____ Available data

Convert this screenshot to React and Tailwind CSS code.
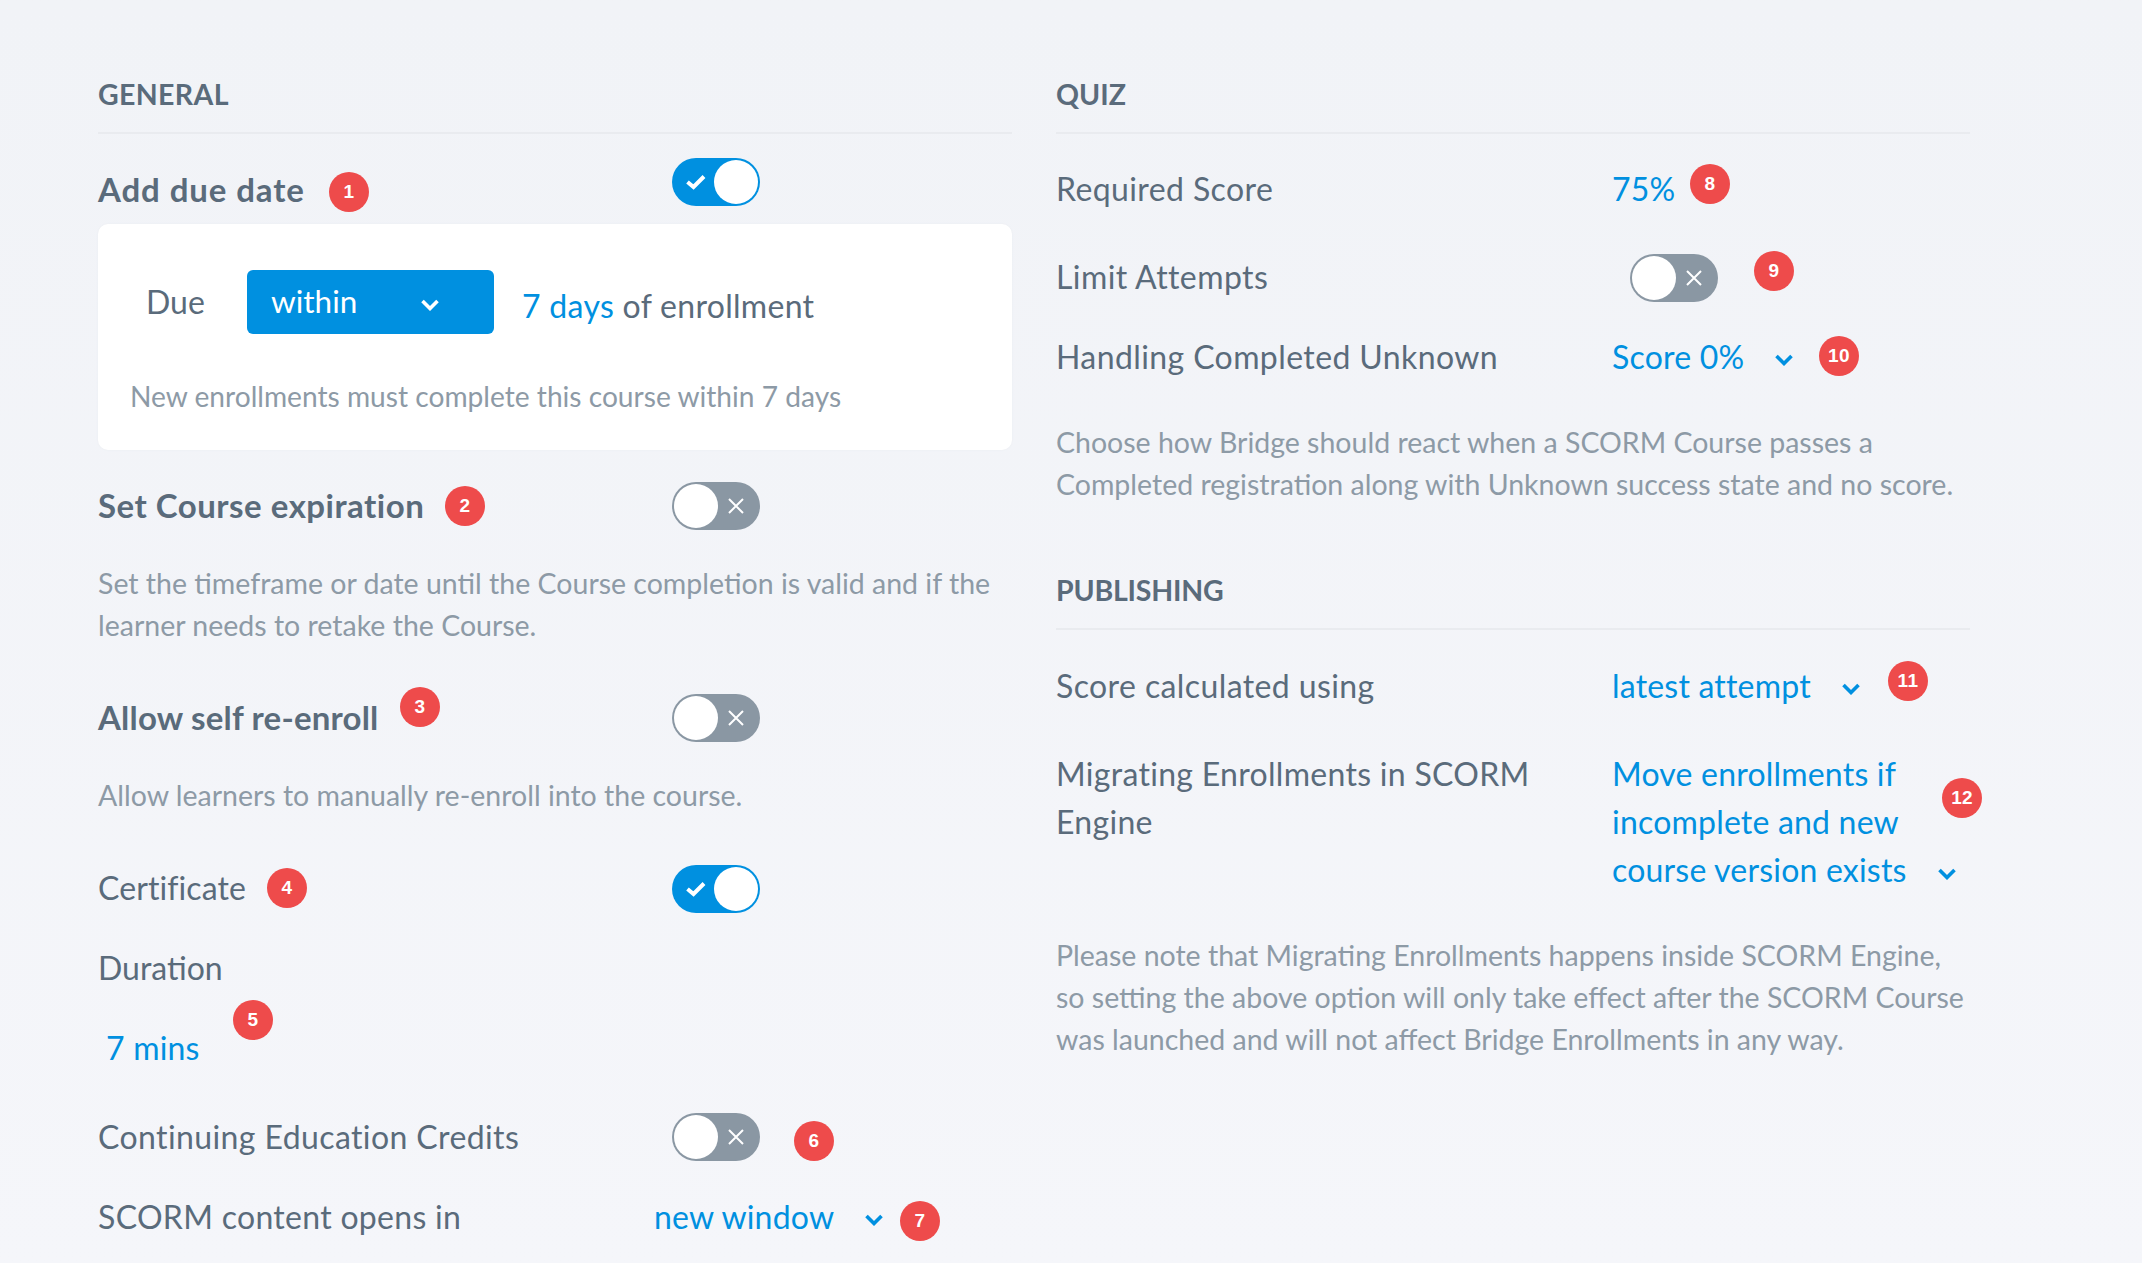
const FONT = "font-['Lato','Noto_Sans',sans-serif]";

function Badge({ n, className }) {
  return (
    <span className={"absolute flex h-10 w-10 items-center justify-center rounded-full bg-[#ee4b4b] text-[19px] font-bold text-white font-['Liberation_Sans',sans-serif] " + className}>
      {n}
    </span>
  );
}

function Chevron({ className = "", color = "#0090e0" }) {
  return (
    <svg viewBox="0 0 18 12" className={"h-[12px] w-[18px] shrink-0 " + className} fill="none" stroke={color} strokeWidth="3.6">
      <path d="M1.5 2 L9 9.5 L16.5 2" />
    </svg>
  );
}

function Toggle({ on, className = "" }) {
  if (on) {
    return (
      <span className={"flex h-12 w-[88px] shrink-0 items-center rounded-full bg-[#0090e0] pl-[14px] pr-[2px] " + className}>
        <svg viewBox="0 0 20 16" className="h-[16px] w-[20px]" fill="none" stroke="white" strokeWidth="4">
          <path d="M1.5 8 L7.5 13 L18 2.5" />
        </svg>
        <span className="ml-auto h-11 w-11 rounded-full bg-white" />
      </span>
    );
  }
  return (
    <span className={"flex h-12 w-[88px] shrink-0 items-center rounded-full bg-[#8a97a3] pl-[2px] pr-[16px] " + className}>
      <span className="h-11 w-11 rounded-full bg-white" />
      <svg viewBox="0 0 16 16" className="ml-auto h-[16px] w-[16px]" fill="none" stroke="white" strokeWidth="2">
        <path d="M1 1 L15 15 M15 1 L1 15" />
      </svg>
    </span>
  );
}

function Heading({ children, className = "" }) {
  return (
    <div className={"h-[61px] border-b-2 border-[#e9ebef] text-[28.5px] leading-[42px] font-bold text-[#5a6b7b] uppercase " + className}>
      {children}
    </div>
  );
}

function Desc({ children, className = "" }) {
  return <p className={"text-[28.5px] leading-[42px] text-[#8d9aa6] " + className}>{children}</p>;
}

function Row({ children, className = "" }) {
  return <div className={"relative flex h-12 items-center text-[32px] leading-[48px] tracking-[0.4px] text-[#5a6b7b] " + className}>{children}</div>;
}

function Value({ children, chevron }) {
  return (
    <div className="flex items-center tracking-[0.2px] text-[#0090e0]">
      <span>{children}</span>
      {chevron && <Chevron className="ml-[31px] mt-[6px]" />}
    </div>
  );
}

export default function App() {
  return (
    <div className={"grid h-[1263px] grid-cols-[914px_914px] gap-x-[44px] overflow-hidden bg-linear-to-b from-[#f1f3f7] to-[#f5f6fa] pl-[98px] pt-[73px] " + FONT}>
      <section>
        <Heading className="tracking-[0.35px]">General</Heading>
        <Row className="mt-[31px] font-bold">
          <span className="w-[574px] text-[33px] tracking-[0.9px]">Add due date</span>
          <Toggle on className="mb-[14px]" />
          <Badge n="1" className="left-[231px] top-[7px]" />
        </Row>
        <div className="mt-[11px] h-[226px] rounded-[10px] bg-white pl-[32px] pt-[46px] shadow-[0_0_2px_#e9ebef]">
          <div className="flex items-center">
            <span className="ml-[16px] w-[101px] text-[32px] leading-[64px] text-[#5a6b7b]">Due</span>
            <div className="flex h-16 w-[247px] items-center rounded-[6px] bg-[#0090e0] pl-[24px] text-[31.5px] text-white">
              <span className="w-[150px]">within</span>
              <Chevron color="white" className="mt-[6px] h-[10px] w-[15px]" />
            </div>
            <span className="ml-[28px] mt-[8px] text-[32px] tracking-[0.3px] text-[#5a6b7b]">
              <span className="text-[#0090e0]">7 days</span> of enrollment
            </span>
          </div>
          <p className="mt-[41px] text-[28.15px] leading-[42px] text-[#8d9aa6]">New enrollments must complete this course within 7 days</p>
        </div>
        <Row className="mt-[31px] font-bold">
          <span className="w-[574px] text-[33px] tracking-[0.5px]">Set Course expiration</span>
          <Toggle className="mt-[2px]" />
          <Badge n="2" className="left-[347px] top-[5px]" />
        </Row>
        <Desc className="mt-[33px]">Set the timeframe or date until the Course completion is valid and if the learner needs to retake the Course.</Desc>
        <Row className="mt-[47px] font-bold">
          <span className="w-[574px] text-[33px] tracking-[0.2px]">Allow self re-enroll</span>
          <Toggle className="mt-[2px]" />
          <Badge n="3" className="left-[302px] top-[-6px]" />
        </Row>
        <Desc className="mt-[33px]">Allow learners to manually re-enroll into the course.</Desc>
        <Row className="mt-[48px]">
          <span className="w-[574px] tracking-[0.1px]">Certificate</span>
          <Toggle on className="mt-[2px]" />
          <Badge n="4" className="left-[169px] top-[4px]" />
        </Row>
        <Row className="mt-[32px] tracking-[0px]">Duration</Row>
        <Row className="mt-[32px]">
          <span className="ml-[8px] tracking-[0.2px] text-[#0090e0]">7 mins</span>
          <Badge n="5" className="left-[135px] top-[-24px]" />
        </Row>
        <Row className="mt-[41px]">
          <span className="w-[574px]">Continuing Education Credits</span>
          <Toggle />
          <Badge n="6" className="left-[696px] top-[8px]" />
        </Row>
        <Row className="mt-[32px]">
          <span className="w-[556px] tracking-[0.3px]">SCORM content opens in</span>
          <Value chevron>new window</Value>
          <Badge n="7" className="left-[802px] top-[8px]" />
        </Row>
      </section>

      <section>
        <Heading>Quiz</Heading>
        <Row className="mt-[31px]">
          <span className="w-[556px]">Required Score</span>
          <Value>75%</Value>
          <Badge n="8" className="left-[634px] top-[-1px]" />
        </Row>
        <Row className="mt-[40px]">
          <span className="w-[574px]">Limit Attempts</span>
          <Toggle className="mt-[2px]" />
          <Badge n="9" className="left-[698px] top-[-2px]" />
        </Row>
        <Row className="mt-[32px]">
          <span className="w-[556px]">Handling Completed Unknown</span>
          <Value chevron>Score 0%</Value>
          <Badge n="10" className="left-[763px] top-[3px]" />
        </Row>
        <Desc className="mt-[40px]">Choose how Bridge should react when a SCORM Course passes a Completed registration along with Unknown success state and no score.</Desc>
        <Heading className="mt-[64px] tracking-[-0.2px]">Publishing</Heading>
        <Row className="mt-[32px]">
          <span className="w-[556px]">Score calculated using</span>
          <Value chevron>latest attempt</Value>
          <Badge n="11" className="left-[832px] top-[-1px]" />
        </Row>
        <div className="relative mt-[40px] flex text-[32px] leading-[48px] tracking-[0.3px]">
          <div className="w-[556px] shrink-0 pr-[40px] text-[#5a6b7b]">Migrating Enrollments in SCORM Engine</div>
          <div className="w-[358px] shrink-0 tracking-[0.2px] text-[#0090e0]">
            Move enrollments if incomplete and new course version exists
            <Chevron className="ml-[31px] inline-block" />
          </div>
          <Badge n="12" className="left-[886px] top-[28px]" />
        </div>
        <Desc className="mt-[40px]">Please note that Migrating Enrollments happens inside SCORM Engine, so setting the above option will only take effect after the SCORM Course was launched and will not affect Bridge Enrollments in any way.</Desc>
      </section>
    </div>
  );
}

________

Leave out the pictures and print every line of the data exactly.

Convert this screenshot to React and Tailwind CSS code.
const FONT = "font-['Lato','Noto_Sans',sans-serif]";

function Badge({ n, className }) {
  return (
    <span className={"absolute flex h-10 w-10 items-center justify-center rounded-full bg-[#ee4b4b] text-[19px] font-bold text-white font-['Liberation_Sans',sans-serif] " + className}>
      {n}
    </span>
  );
}

function Chevron({ className = "", color = "#0090e0" }) {
  return (
    <svg viewBox="0 0 18 12" className={"h-[12px] w-[18px] shrink-0 " + className} fill="none" stroke={color} strokeWidth="3.6">
      <path d="M1.5 2 L9 9.5 L16.5 2" />
    </svg>
  );
}

function Toggle({ on, className = "" }) {
  if (on) {
    return (
      <span className={"flex h-12 w-[88px] shrink-0 items-center rounded-full bg-[#0090e0] pl-[14px] pr-[2px] " + className}>
        <svg viewBox="0 0 20 16" className="h-[16px] w-[20px]" fill="none" stroke="white" strokeWidth="4">
          <path d="M1.5 8 L7.5 13 L18 2.5" />
        </svg>
        <span className="ml-auto h-11 w-11 rounded-full bg-white" />
      </span>
    );
  }
  return (
    <span className={"flex h-12 w-[88px] shrink-0 items-center rounded-full bg-[#8a97a3] pl-[2px] pr-[16px] " + className}>
      <span className="h-11 w-11 rounded-full bg-white" />
      <svg viewBox="0 0 16 16" className="ml-auto h-[16px] w-[16px]" fill="none" stroke="white" strokeWidth="2">
        <path d="M1 1 L15 15 M15 1 L1 15" />
      </svg>
    </span>
  );
}

function Heading({ children, className = "" }) {
  return (
    <div className={"h-[61px] border-b-2 border-[#e9ebef] text-[28.5px] leading-[42px] font-bold text-[#5a6b7b] uppercase " + className}>
      {children}
    </div>
  );
}

function Desc({ children, className = "" }) {
  return <p className={"text-[28.5px] leading-[42px] text-[#8d9aa6] " + className}>{children}</p>;
}

function Row({ children, className = "" }) {
  return <div className={"relative flex h-12 items-center text-[32px] leading-[48px] tracking-[0.4px] text-[#5a6b7b] " + className}>{children}</div>;
}

function Value({ children, chevron }) {
  return (
    <div className="flex items-center tracking-[0.2px] text-[#0090e0]">
      <span>{children}</span>
      {chevron && <Chevron className="ml-[31px] mt-[6px]" />}
    </div>
  );
}

export default function App() {
  return (
    <div className={"grid h-[1263px] grid-cols-[914px_914px] gap-x-[44px] overflow-hidden bg-linear-to-b from-[#f1f3f7] to-[#f5f6fa] pl-[98px] pt-[73px] " + FONT}>
      <section>
        <Heading className="tracking-[0.35px]">General</Heading>
        <Row className="mt-[31px] font-bold">
          <span className="w-[574px] text-[33px] tracking-[0.9px]">Add due date</span>
          <Toggle on className="mb-[14px]" />
          <Badge n="1" className="left-[231px] top-[7px]" />
        </Row>
        <div className="mt-[11px] h-[226px] rounded-[10px] bg-white pl-[32px] pt-[46px] shadow-[0_0_2px_#e9ebef]">
          <div className="flex items-center">
            <span className="ml-[16px] w-[101px] text-[32px] leading-[64px] text-[#5a6b7b]">Due</span>
            <div className="flex h-16 w-[247px] items-center rounded-[6px] bg-[#0090e0] pl-[24px] text-[31.5px] text-white">
              <span className="w-[150px]">within</span>
              <Chevron color="white" className="mt-[6px] h-[10px] w-[15px]" />
            </div>
            <span className="ml-[28px] mt-[8px] text-[32px] tracking-[0.3px] text-[#5a6b7b]">
              <span className="text-[#0090e0]">7 days</span> of enrollment
            </span>
          </div>
          <p className="mt-[41px] text-[28.15px] leading-[42px] text-[#8d9aa6]">New enrollments must complete this course within 7 days</p>
        </div>
        <Row className="mt-[31px] font-bold">
          <span className="w-[574px] text-[33px] tracking-[0.5px]">Set Course expiration</span>
          <Toggle className="mt-[2px]" />
          <Badge n="2" className="left-[347px] top-[5px]" />
        </Row>
        <Desc className="mt-[33px]">Set the timeframe or date until the Course completion is valid and if the learner needs to retake the Course.</Desc>
        <Row className="mt-[47px] font-bold">
          <span className="w-[574px] text-[33px] tracking-[0.2px]">Allow self re-enroll</span>
          <Toggle className="mt-[2px]" />
          <Badge n="3" className="left-[302px] top-[-6px]" />
        </Row>
        <Desc className="mt-[33px]">Allow learners to manually re-enroll into the course.</Desc>
        <Row className="mt-[48px]">
          <span className="w-[574px] tracking-[0.1px]">Certificate</span>
          <Toggle on className="mt-[2px]" />
          <Badge n="4" className="left-[169px] top-[4px]" />
        </Row>
        <Row className="mt-[32px] tracking-[0px]">Duration</Row>
        <Row className="mt-[32px]">
          <span className="ml-[8px] tracking-[0.2px] text-[#0090e0]">7 mins</span>
          <Badge n="5" className="left-[135px] top-[-24px]" />
        </Row>
        <Row className="mt-[41px]">
          <span className="w-[574px]">Continuing Education Credits</span>
          <Toggle />
          <Badge n="6" className="left-[696px] top-[8px]" />
        </Row>
        <Row className="mt-[32px]">
          <span className="w-[556px] tracking-[0.3px]">SCORM content opens in</span>
          <Value chevron>new window</Value>
          <Badge n="7" className="left-[802px] top-[8px]" />
        </Row>
      </section>

      <section>
        <Heading>Quiz</Heading>
        <Row className="mt-[31px]">
          <span className="w-[556px]">Required Score</span>
          <Value>75%</Value>
          <Badge n="8" className="left-[634px] top-[-1px]" />
        </Row>
        <Row className="mt-[40px]">
          <span className="w-[574px]">Limit Attempts</span>
          <Toggle className="mt-[2px]" />
          <Badge n="9" className="left-[698px] top-[-2px]" />
        </Row>
        <Row className="mt-[32px]">
          <span className="w-[556px]">Handling Completed Unknown</span>
          <Value chevron>Score 0%</Value>
          <Badge n="10" className="left-[763px] top-[3px]" />
        </Row>
        <Desc className="mt-[40px]">Choose how Bridge should react when a SCORM Course passes a Completed registration along with Unknown success state and no score.</Desc>
        <Heading className="mt-[64px] tracking-[-0.2px]">Publishing</Heading>
        <Row className="mt-[32px]">
          <span className="w-[556px]">Score calculated using</span>
          <Value chevron>latest attempt</Value>
          <Badge n="11" className="left-[832px] top-[-1px]" />
        </Row>
        <div className="relative mt-[40px] flex text-[32px] leading-[48px] tracking-[0.3px]">
          <div className="w-[556px] shrink-0 pr-[40px] text-[#5a6b7b]">Migrating Enrollments in SCORM Engine</div>
          <div className="w-[358px] shrink-0 tracking-[0.2px] text-[#0090e0]">
            Move enrollments if incomplete and new course version exists
            <Chevron className="ml-[31px] inline-block" />
          </div>
          <Badge n="12" className="left-[886px] top-[28px]" />
        </div>
        <Desc className="mt-[40px]">Please note that Migrating Enrollments happens inside SCORM Engine, so setting the above option will only take effect after the SCORM Course was launched and will not affect Bridge Enrollments in any way.</Desc>
      </section>
    </div>
  );
}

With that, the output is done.